Suggested story line: Since forebeared is forewarned, we’d have Reno (in Coke-bottle sunglasses, natch) mentor the son of his Professional co-star Natalie Portman. Yes, Aleph is only 1 year old, but surely that’s not too young to teach him how to take apart and reassemble a rifle, right? What, he should wait until preschool to learn that?
Why: Tango & Cash reunion! Russell’s got plenty of genre cred (which he put to good use most recently in Death Proof), and casting him would capitalize on all the goodwill engendered by Escape From New York, Big Trouble in Little China, The Thing, and obviously Overboard.
Suggested story line: Russell’s got the gravitas to make a good baddie, so pit him against Stallone, have him lose an eye in the middle of act two, and then have him reappear for the final fight with an eyepatch on. (Just don’t tell the Escape From New York rights-holders.)

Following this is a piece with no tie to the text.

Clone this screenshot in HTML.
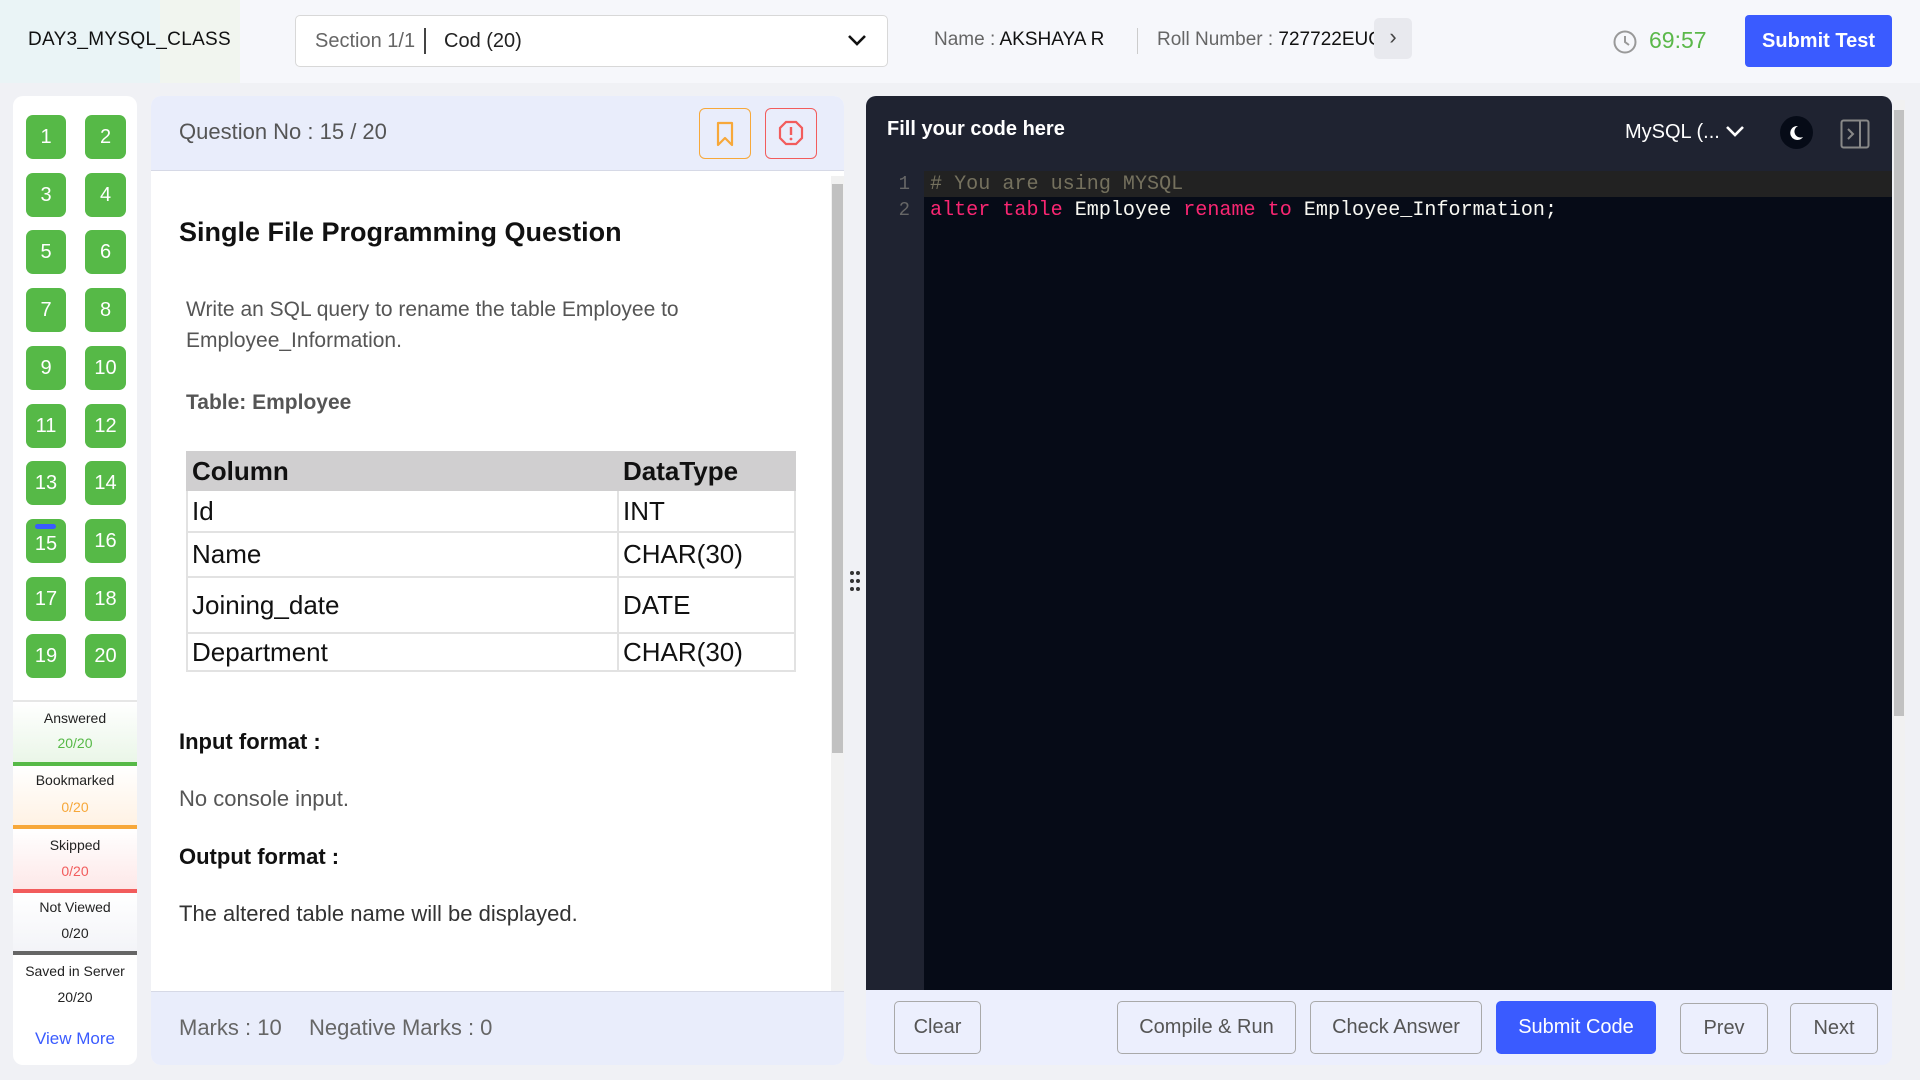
<!DOCTYPE html>
<html><head><meta charset="utf-8"><style>
*{box-sizing:border-box;margin:0;padding:0}
body{width:1920px;height:1080px;background:#f0f1f5;font-family:"Liberation Sans",sans-serif;position:relative;overflow:hidden;color:#222}
.a{position:absolute}
.hdr{left:0;top:0;width:1920px;height:83px;background:#f6f7fb}
.qb{width:40px;height:44px;background:#56b947;border-radius:7px;color:#fff;font-size:20px;display:flex;align-items:center;justify-content:center}
.c1{left:26px}.c2{left:85px;width:41px}
.st{left:13px;width:124px;text-align:center;font-size:14px;color:#222}
.btn{border:1px solid #a9a9a9;border-radius:5px;color:#555;font-size:20px;display:flex;align-items:center;justify-content:center;background:#eceffd}
table{border-collapse:collapse;font-size:26px;color:#111}
td{border:2px solid #e2e2e2;padding:0 4px;vertical-align:middle}
</style></head><body>
<div class="a hdr"></div>
<div class="a" style="left:0;top:0;width:160px;height:83px;background:#e3f1f4;opacity:.6"></div>
<div class="a" style="left:160px;top:0;width:80px;height:83px;background:#eff4e8;opacity:.6"></div>
<div class="a" style="left:28px;top:29px;font-size:19px;color:#111;letter-spacing:.3px">DAY3_MYSQL_CLASS</div>
<div class="a" style="left:295px;top:15px;width:593px;height:52px;background:#fff;border:1px solid #d8d8d8;border-radius:5px"></div>
<div class="a" style="left:315px;top:30px;font-size:20px;color:#666">Section 1/1</div>
<div class="a" style="left:424px;top:28px;width:2px;height:26px;background:#444"></div>
<div class="a" style="left:444px;top:30px;font-size:20px;color:#222">Cod (20)</div>
<svg class="a" style="left:846px;top:32px" width="22" height="16" viewBox="0 0 22 16"><path d="M3 4 L11 12 L19 4" fill="none" stroke="#111" stroke-width="2.6"/></svg>
<div class="a" style="left:934px;top:29px;font-size:19px;color:#666">Name : <span style="color:#111">AKSHAYA R</span></div>
<div class="a" style="left:1137px;top:28px;width:1px;height:26px;background:#ccc"></div>
<div class="a" style="left:1157px;top:29px;font-size:19px;color:#666;width:217px;white-space:nowrap;overflow:hidden">Roll Number : <span style="color:#111">727722EUCS</span></div>
<div class="a" style="left:1374px;top:18px;width:38px;height:41px;background:#e8e9ee;border-radius:5px;color:#444;font-size:22px;text-align:center;line-height:38px">›</div>
<svg class="a" style="left:1612px;top:29px" width="26" height="26" viewBox="0 0 26 26"><circle cx="13" cy="13" r="10.5" fill="none" stroke="#999" stroke-width="2"/><path d="M13 7v6l4 3" fill="none" stroke="#999" stroke-width="2"/></svg>
<div class="a" style="left:1649px;top:27px;font-size:23px;color:#5bb84a">69:57</div>
<div class="a" style="left:1745px;top:15px;width:147px;height:52px;background:#3a5bff;border-radius:4px;color:#fff;font-size:20px;font-weight:bold;text-align:center;line-height:52px">Submit Test</div>

<div class="a" style="left:13px;top:96px;width:124px;height:969px;background:#fff;border-radius:10px"></div>
<div class="a qb c1" style="top:115px">1</div><div class="a qb c2" style="top:115px">2</div>
<div class="a qb c1" style="top:173px">3</div><div class="a qb c2" style="top:173px">4</div>
<div class="a qb c1" style="top:230px">5</div><div class="a qb c2" style="top:230px">6</div>
<div class="a qb c1" style="top:288px">7</div><div class="a qb c2" style="top:288px">8</div>
<div class="a qb c1" style="top:346px">9</div><div class="a qb c2" style="top:346px">10</div>
<div class="a qb c1" style="top:404px">11</div><div class="a qb c2" style="top:404px">12</div>
<div class="a qb c1" style="top:461px">13</div><div class="a qb c2" style="top:461px">14</div>
<div class="a qb c1" style="top:519px;padding-top:6px">15</div><div class="a qb c2" style="top:519px">16</div>
<div class="a" style="left:35px;top:524px;width:21px;height:5px;background:#3a5bff;border-radius:3px"></div>
<div class="a qb c1" style="top:577px">17</div><div class="a qb c2" style="top:577px">18</div>
<div class="a qb c1" style="top:634px">19</div><div class="a qb c2" style="top:634px">20</div>
<div class="a" style="left:13px;top:700px;width:124px;height:2px;background:#e6e6e6"></div>
<div class="a" style="left:13px;top:702px;width:124px;height:60px;background:linear-gradient(#fff,#eaf6e8)"></div>
<div class="a" style="left:13px;top:762px;width:124px;height:4px;background:#56b947"></div>
<div class="a" style="left:13px;top:766px;width:124px;height:59px;background:linear-gradient(#fff,#fff2e4)"></div>
<div class="a" style="left:13px;top:825px;width:124px;height:4px;background:#f7a83a"></div>
<div class="a" style="left:13px;top:829px;width:124px;height:60px;background:linear-gradient(#fff,#fde8e8)"></div>
<div class="a" style="left:13px;top:889px;width:124px;height:4px;background:#f25c5c"></div>
<div class="a" style="left:13px;top:893px;width:124px;height:58px;background:linear-gradient(#fff,#f3f4f8)"></div>
<div class="a" style="left:13px;top:951px;width:124px;height:4px;background:#666"></div>
<div class="a st" style="top:710px">Answered</div><div class="a st" style="top:735px;color:#56b947">20/20</div>
<div class="a st" style="top:772px">Bookmarked</div><div class="a st" style="top:799px;color:#f7a83a">0/20</div>
<div class="a st" style="top:837px">Skipped</div><div class="a st" style="top:863px;color:#f25c5c">0/20</div>
<div class="a st" style="top:899px">Not Viewed</div><div class="a st" style="top:925px">0/20</div>
<div class="a st" style="top:963px">Saved in Server</div><div class="a st" style="top:989px">20/20</div>
<div class="a st" style="top:1029px;color:#3a5bff;font-size:17px">View More</div>

<div class="a" style="left:151px;top:96px;width:693px;height:969px;background:#fff;border-radius:10px;overflow:hidden">
 <div class="a" style="left:0;top:0;width:693px;height:75px;background:#e9edfb;border-bottom:1px solid #d6d9e6"></div>
 <div class="a" style="left:0;top:895px;width:693px;height:74px;background:#e9edfb;border-top:1px solid #d6d9e6"></div>
</div>
<div class="a" style="left:179px;top:119px;font-size:22px;color:#555">Question No : 15 / 20</div>
<div class="a" style="left:699px;top:108px;width:52px;height:51px;border:1px solid #f7a83a;border-radius:6px"></div>
<svg class="a" style="left:713px;top:120px" width="24" height="28" viewBox="0 0 24 28"><path d="M5 3h14v22l-7-7-7 7z" fill="none" stroke="#f7a83a" stroke-width="2.2" stroke-linejoin="round"/></svg>
<div class="a" style="left:765px;top:108px;width:52px;height:51px;border:1px solid #f25c5c;border-radius:6px"></div>
<svg class="a" style="left:777px;top:119px" width="28" height="28" viewBox="0 0 28 28"><path d="M9 3h10l6 6v10l-6 6H9l-6-6V9z" fill="none" stroke="#f25c5c" stroke-width="2.2"/><path d="M14 8v8" stroke="#f25c5c" stroke-width="2.4"/><circle cx="14" cy="20" r="1.4" fill="#f25c5c"/></svg>
<div class="a" style="left:831px;top:176px;width:13px;height:815px;background:#f1f1f1"></div>
<div class="a" style="left:832px;top:184px;width:11px;height:569px;background:#c1c1c1"></div>
<div class="a" style="left:179px;top:217px;font-size:27px;font-weight:bold;color:#111">Single File Programming Question</div>
<div class="a" style="left:186px;top:294px;font-size:21px;color:#555;line-height:31px;width:600px">Write an SQL query to rename the table Employee to Employee_Information.</div>
<div class="a" style="left:186px;top:391px;font-size:21px;font-weight:bold;color:#555">Table: Employee</div>
<table class="a" style="left:186px;top:451px;width:610px">
<tr style="height:38px;background:#d0cfd0;font-weight:bold"><td style="border-color:#d0cfd0;width:431px">Column</td><td style="border-color:#d0cfd0">DataType</td></tr>
<tr style="height:42px"><td>Id</td><td>INT</td></tr>
<tr style="height:45px"><td>Name</td><td>CHAR(30)</td></tr>
<tr style="height:56px"><td>Joining_date</td><td>DATE</td></tr>
<tr style="height:38px"><td>Department</td><td>CHAR(30)</td></tr>
</table>
<div class="a" style="left:179px;top:729px;font-size:22px;font-weight:bold;color:#111">Input format :</div>
<div class="a" style="left:179px;top:786px;font-size:22px;color:#555">No console input.</div>
<div class="a" style="left:179px;top:844px;font-size:22px;font-weight:bold;color:#111">Output format :</div>
<div class="a" style="left:179px;top:901px;font-size:22px;color:#333">The altered table name will be displayed.</div>
<div class="a" style="left:179px;top:1015px;font-size:22px;color:#666">Marks : 10</div>
<div class="a" style="left:309px;top:1015px;font-size:22px;color:#666">Negative Marks : 0</div>
<svg class="a" style="left:849px;top:570px" width="12" height="22"><g fill="#333"><circle cx="3" cy="3" r="2"/><circle cx="9" cy="3" r="2"/><circle cx="3" cy="11" r="2"/><circle cx="9" cy="11" r="2"/><circle cx="3" cy="19" r="2"/><circle cx="9" cy="19" r="2"/></g></svg>

<div class="a" style="left:866px;top:96px;width:1026px;height:969px;border-radius:10px;overflow:hidden;background:#eceffd">
 <div class="a" style="left:0;top:0;width:1026px;height:75px;background:#1f2331"></div>
 <div class="a" style="left:0;top:75px;width:58px;height:819px;background:#1f2331"></div>
 <div class="a" style="left:58px;top:75px;width:968px;height:819px;background:#060b17"></div>
 <div class="a" style="left:58px;top:75px;width:968px;height:26px;background:#222222"></div>
</div>
<div class="a" style="left:887px;top:118px;font-size:20px;font-weight:bold;color:#fff">Fill your code here</div>
<div class="a" style="left:1625px;top:121px;font-size:20px;color:#fff">MySQL (...</div>
<svg class="a" style="left:1724px;top:124px" width="22" height="14" viewBox="0 0 22 14"><path d="M3 3l8 8 8-8" fill="none" stroke="#fff" stroke-width="2.6"/></svg>
<div class="a" style="left:1780px;top:116px;width:33px;height:33px;border-radius:50%;background:#060b17"></div>
<svg class="a" style="left:1788px;top:124px" width="17" height="17" viewBox="0 0 17 17"><path d="M10 2a7 7 0 1 0 5 11A6 6 0 0 1 10 2z" fill="#fff"/></svg>
<svg class="a" style="left:1840px;top:119px" width="30" height="30" viewBox="0 0 30 30"><rect x="1.5" y="1.5" width="27" height="27" rx="2" fill="none" stroke="#888" stroke-width="2"/><path d="M20 2v26" stroke="#888" stroke-width="2"/><path d="M8 10l5 5-5 5" fill="none" stroke="#888" stroke-width="2"/></svg>
<div class="a" style="left:1893px;top:100px;width:12px;height:890px;background:#f1f1f1"></div>
<div class="a" style="left:1894px;top:110px;width:10px;height:606px;background:#c1c1c1"></div>
<div class="a" style="left:880px;top:173px;width:30px;text-align:right;font-family:'Liberation Mono',monospace;font-size:19px;color:#666">1</div>
<div class="a" style="left:880px;top:199px;width:30px;text-align:right;font-family:'Liberation Mono',monospace;font-size:19px;color:#666">2</div>
<div class="a" style="left:930px;top:173px;font-family:'Liberation Mono',monospace;font-size:20.1px;color:#75715e;white-space:pre"># You are using MYSQL</div>
<div class="a" style="left:930px;top:199px;font-family:'Liberation Mono',monospace;font-size:20.1px;color:#f8f8f2;white-space:pre"><span style="color:#f92672">alter table</span> Employee <span style="color:#f92672">rename to</span> Employee_Information;</div>

<div class="a btn" style="left:894px;top:1001px;width:87px;height:53px">Clear</div>
<div class="a btn" style="left:1117px;top:1001px;width:179px;height:53px">Compile &amp; Run</div>
<div class="a btn" style="left:1310px;top:1001px;width:172px;height:53px">Check Answer</div>
<div class="a btn" style="left:1496px;top:1001px;width:160px;height:53px;background:#3a5bff;border-color:#3a5bff;color:#fff">Submit Code</div>
<div class="a btn" style="left:1680px;top:1003px;width:88px;height:51px">Prev</div>
<div class="a btn" style="left:1790px;top:1003px;width:88px;height:51px">Next</div>
</body></html>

Why: Because this international Kenpo star is the perfect weapon!
Suggested story line: Who better for Speakman to go palm-to-palm with than Jet Li? They can play twins, of course.
Why: Who could be manlier than this Deliverance star? Sure, Burt’s a little long in the tooth at age 76, but he looks … let’s just say, “rejuvenated” … in a way that resembles several of the older Expendables cast members. He’d fit right in!
Suggested story line: Pit Reynolds against a bear that he dispatches via bow and arrow and then skins, all the better to re-create his infamous nude Cosmo spread.
Why: If Arnold Schwarzenegger can recycle all of his eighties catchphrases for the Expendables franchise, it’s time to double down and give Mr. T the chance to pity some fools.
Suggested story line: Mr. T’s character has a bad head cold, and though he tries to deliver the line “I pity the fool” in several scenes, he cannot complete the sentence before sneezing, which leaves the audience in a state of constant anticipation. He is killed before he can ever finish it.